## WHAT THIS TASK INVOLVES
Reproduce the listing exactly, with no pictures in your copy.

## DATA SECTION
=====
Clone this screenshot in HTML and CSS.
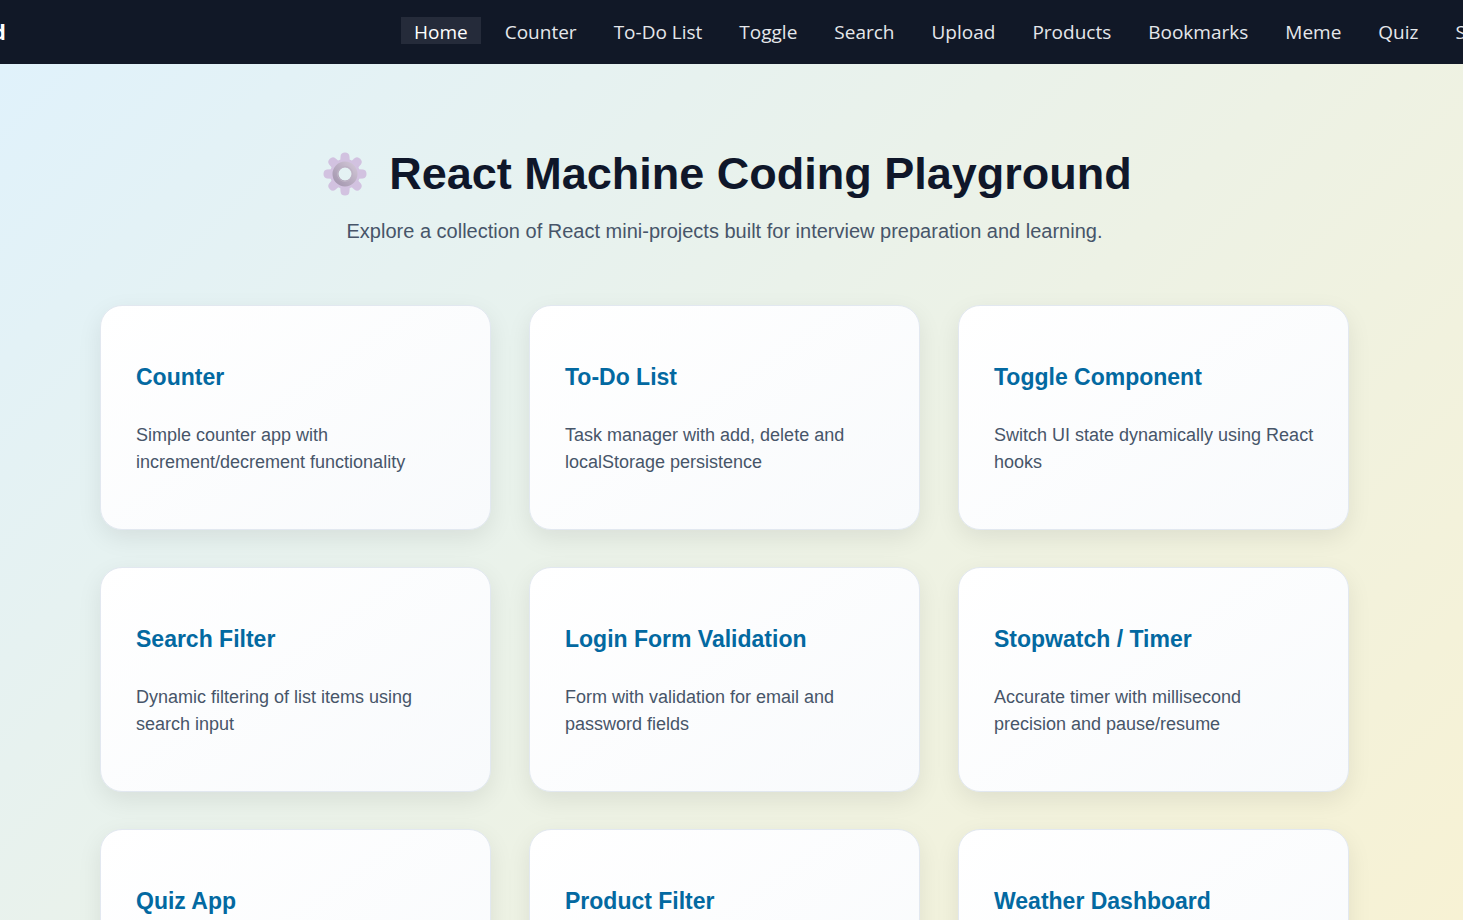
FILE: index.html
```html
<!DOCTYPE html>
<html lang="en">
<head>
<meta charset="utf-8">
<title>React Machine Coding Playground</title>
<link rel="stylesheet" href="styles.css">
</head>
<body>
<header class="navbar">
  <a class="brand" href="#">React Playground</a>
  <nav class="links">
    <a class="link active" href="#">Home</a>
    <a class="link" href="#">Counter</a>
    <a class="link" href="#">To-Do List</a>
    <a class="link" href="#">Toggle</a>
    <a class="link" href="#">Search</a>
    <a class="link" href="#">Upload</a>
    <a class="link" href="#">Products</a>
    <a class="link" href="#">Bookmarks</a>
    <a class="link" href="#">Meme</a>
    <a class="link" href="#">Quiz</a>
    <a class="link" href="#">Stopwatch</a>
  </nav>
</header>
<main class="home">
  <h1 class="title">
    <svg class="gear" viewBox="-6 0 50 44" aria-hidden="true">
      <defs>
        <linearGradient id="ring" x1="1" y1="0" x2="0" y2="1">
          <stop offset="0" stop-color="#cfc4d4"/>
          <stop offset="0.5" stop-color="#b9adc1"/>
          <stop offset="1" stop-color="#a598b0"/>
        </linearGradient>
        <path id="tooth" d="M17 12L17.600 4Q18 .5 22 .5T26.400 4L27 12Z"/>
      </defs>
      <g fill="#d2c2e0">
        <use href="#tooth"/>
        <use href="#tooth" transform="rotate(45 22 22)"/>
        <use href="#tooth" transform="rotate(90 22 22)"/>
        <use href="#tooth" transform="rotate(135 22 22)"/>
        <use href="#tooth" transform="rotate(180 22 22)"/>
        <use href="#tooth" transform="rotate(225 22 22)"/>
        <use href="#tooth" transform="rotate(270 22 22)"/>
        <use href="#tooth" transform="rotate(315 22 22)"/>
      </g>
      <g fill="none">
        <circle cx="22" cy="22" r="11" stroke="#d2c2e0" stroke-width="8"/>
        <circle cx="22" cy="22" r="9.500" stroke="url(#ring)" stroke-width="6"/>
        <circle cx="22" cy="22" r="7.500" stroke="#bdb2c4" stroke-width="1"/>
      </g>
    </svg>
    <span>React Machine Coding Playground</span>
  </h1>
  <p class="subtitle">Explore a collection of React mini-projects built for interview preparation and learning.</p>
  <section class="grid">
    <article class="card"><h2>Counter</h2><p>Simple counter app with increment/decrement functionality</p></article>
    <article class="card"><h2>To-Do List</h2><p>Task manager with add, delete and localStorage persistence</p></article>
    <article class="card"><h2>Toggle Component</h2><p>Switch UI state dynamically using React hooks</p></article>
    <article class="card"><h2>Search Filter</h2><p>Dynamic filtering of list items using search input</p></article>
    <article class="card"><h2>Login Form Validation</h2><p>Form with validation for email and password fields</p></article>
    <article class="card"><h2>Stopwatch / Timer</h2><p>Accurate timer with millisecond precision and pause/resume</p></article>
    <article class="card"><h2>Quiz App</h2></article>
    <article class="card"><h2>Product Filter</h2></article>
    <article class="card"><h2>Weather Dashboard</h2></article>
  </section>
</main>
</body>
</html>
```
FILE: styles.css
```css
* { box-sizing: border-box; }
body {
  margin: 0;
  height: 100vh;
  overflow: hidden;
  display: flex;
  flex-direction: column;
  font-family: "Liberation Sans", Arial, sans-serif;
  background: #111827;
}
.navbar {
  display: flex;
  flex: none;
  align-items: center;
  height: 64px;
  padding-bottom: 3px;
  background: #111827;
  font-family: "Open Sans", "Noto Sans", sans-serif;
  overflow: hidden;
}
.brand {
  display: flex;
  justify-content: flex-end;
  flex: 0 0 6px;
  min-width: 0;
  white-space: nowrap;
  font-size: 22px;
  font-weight: 700;
  color: #fff;
  text-decoration: none;
}
.links {
  display: flex;
  flex: none;
  gap: 11px;
  margin-left: 395px;
}
.link {
  padding: 3px 13px 0;
  font-size: 19px;
  line-height: 24px;
  color: #e5e7eb;
  text-decoration: none;
  white-space: nowrap;
}
.link.active { background: #252b3a; color: #fff; }
.home {
  flex: 1;
  min-height: 0;
  overflow: hidden;
  padding: 82px 114px 0 100px;
  background: linear-gradient(135deg, #e0f2fb, #f7f2d4);
}
.title {
  display: flex;
  justify-content: center;
  align-items: center;
  gap: 22px;
  margin: 0;
  font-size: 45px;
  line-height: 56px;
  color: #0f172a;
}
.gear { width: 50px; height: 44px; }
.subtitle {
  margin: 16px 0 61px;
  text-align: center;
  font-size: 20px;
  line-height: 26px;
  color: #475569;
}
.grid {
  display: grid;
  grid-template-columns: repeat(3, 1fr);
  grid-auto-rows: 225px;
  gap: 37px 38px;
}
.card {
  padding: 58px 34px 0 35px;
  border: 1px solid #e2e8f0;
  border-radius: 22px;
  background: linear-gradient(145deg, #ffffff, #f8fafc);
  box-shadow: 0 8px 24px rgba(0, 0, 0, 0.08);
}
.card h2 {
  margin: 0 0 31px;
  font-size: 23px;
  line-height: 27px;
  color: #0369a1;
}
.card p {
  margin: 0;
  font-size: 18px;
  line-height: 27px;
  color: #475569;
}
```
=====
## EXERCISE RESPONSE
Clone this screenshot in HTML and CSS.
FILE: index.html
```html
<!DOCTYPE html>
<html lang="en">
<head>
<meta charset="utf-8">
<title>React Machine Coding Playground</title>
<link rel="stylesheet" href="styles.css">
</head>
<body>
<header class="navbar">
  <a class="brand" href="#">React Playground</a>
  <nav class="links">
    <a class="link active" href="#">Home</a>
    <a class="link" href="#">Counter</a>
    <a class="link" href="#">To-Do List</a>
    <a class="link" href="#">Toggle</a>
    <a class="link" href="#">Search</a>
    <a class="link" href="#">Upload</a>
    <a class="link" href="#">Products</a>
    <a class="link" href="#">Bookmarks</a>
    <a class="link" href="#">Meme</a>
    <a class="link" href="#">Quiz</a>
    <a class="link" href="#">Stopwatch</a>
  </nav>
</header>
<main class="home">
  <h1 class="title">
    <svg class="gear" viewBox="-6 0 50 44" aria-hidden="true">
      <defs>
        <linearGradient id="ring" x1="1" y1="0" x2="0" y2="1">
          <stop offset="0" stop-color="#cfc4d4"/>
          <stop offset="0.5" stop-color="#b9adc1"/>
          <stop offset="1" stop-color="#a598b0"/>
        </linearGradient>
        <path id="tooth" d="M17 12L17.600 4Q18 .5 22 .5T26.400 4L27 12Z"/>
      </defs>
      <g fill="#d2c2e0">
        <use href="#tooth"/>
        <use href="#tooth" transform="rotate(45 22 22)"/>
        <use href="#tooth" transform="rotate(90 22 22)"/>
        <use href="#tooth" transform="rotate(135 22 22)"/>
        <use href="#tooth" transform="rotate(180 22 22)"/>
        <use href="#tooth" transform="rotate(225 22 22)"/>
        <use href="#tooth" transform="rotate(270 22 22)"/>
        <use href="#tooth" transform="rotate(315 22 22)"/>
      </g>
      <g fill="none">
        <circle cx="22" cy="22" r="11" stroke="#d2c2e0" stroke-width="8"/>
        <circle cx="22" cy="22" r="9.500" stroke="url(#ring)" stroke-width="6"/>
        <circle cx="22" cy="22" r="7.500" stroke="#bdb2c4" stroke-width="1"/>
      </g>
    </svg>
    <span>React Machine Coding Playground</span>
  </h1>
  <p class="subtitle">Explore a collection of React mini-projects built for interview preparation and learning.</p>
  <section class="grid">
    <article class="card"><h2>Counter</h2><p>Simple counter app with increment/decrement functionality</p></article>
    <article class="card"><h2>To-Do List</h2><p>Task manager with add, delete and localStorage persistence</p></article>
    <article class="card"><h2>Toggle Component</h2><p>Switch UI state dynamically using React hooks</p></article>
    <article class="card"><h2>Search Filter</h2><p>Dynamic filtering of list items using search input</p></article>
    <article class="card"><h2>Login Form Validation</h2><p>Form with validation for email and password fields</p></article>
    <article class="card"><h2>Stopwatch / Timer</h2><p>Accurate timer with millisecond precision and pause/resume</p></article>
    <article class="card"><h2>Quiz App</h2></article>
    <article class="card"><h2>Product Filter</h2></article>
    <article class="card"><h2>Weather Dashboard</h2></article>
  </section>
</main>
</body>
</html>
```
FILE: styles.css
```css
* { box-sizing: border-box; }
body {
  margin: 0;
  height: 100vh;
  overflow: hidden;
  display: flex;
  flex-direction: column;
  font-family: "Liberation Sans", Arial, sans-serif;
  background: #111827;
}
.navbar {
  display: flex;
  flex: none;
  align-items: center;
  height: 64px;
  padding-bottom: 3px;
  background: #111827;
  font-family: "Open Sans", "Noto Sans", sans-serif;
  overflow: hidden;
}
.brand {
  display: flex;
  justify-content: flex-end;
  flex: 0 0 6px;
  min-width: 0;
  white-space: nowrap;
  font-size: 22px;
  font-weight: 700;
  color: #fff;
  text-decoration: none;
}
.links {
  display: flex;
  flex: none;
  gap: 11px;
  margin-left: 395px;
}
.link {
  padding: 3px 13px 0;
  font-size: 19px;
  line-height: 24px;
  color: #e5e7eb;
  text-decoration: none;
  white-space: nowrap;
}
.link.active { background: #252b3a; color: #fff; }
.home {
  flex: 1;
  min-height: 0;
  overflow: hidden;
  padding: 82px 114px 0 100px;
  background: linear-gradient(135deg, #e0f2fb, #f7f2d4);
}
.title {
  display: flex;
  justify-content: center;
  align-items: center;
  gap: 22px;
  margin: 0;
  font-size: 45px;
  line-height: 56px;
  color: #0f172a;
}
.gear { width: 50px; height: 44px; }
.subtitle {
  margin: 16px 0 61px;
  text-align: center;
  font-size: 20px;
  line-height: 26px;
  color: #475569;
}
.grid {
  display: grid;
  grid-template-columns: repeat(3, 1fr);
  grid-auto-rows: 225px;
  gap: 37px 38px;
}
.card {
  padding: 58px 34px 0 35px;
  border: 1px solid #e2e8f0;
  border-radius: 22px;
  background: linear-gradient(145deg, #ffffff, #f8fafc);
  box-shadow: 0 8px 24px rgba(0, 0, 0, 0.08);
}
.card h2 {
  margin: 0 0 31px;
  font-size: 23px;
  line-height: 27px;
  color: #0369a1;
}
.card p {
  margin: 0;
  font-size: 18px;
  line-height: 27px;
  color: #475569;
}
```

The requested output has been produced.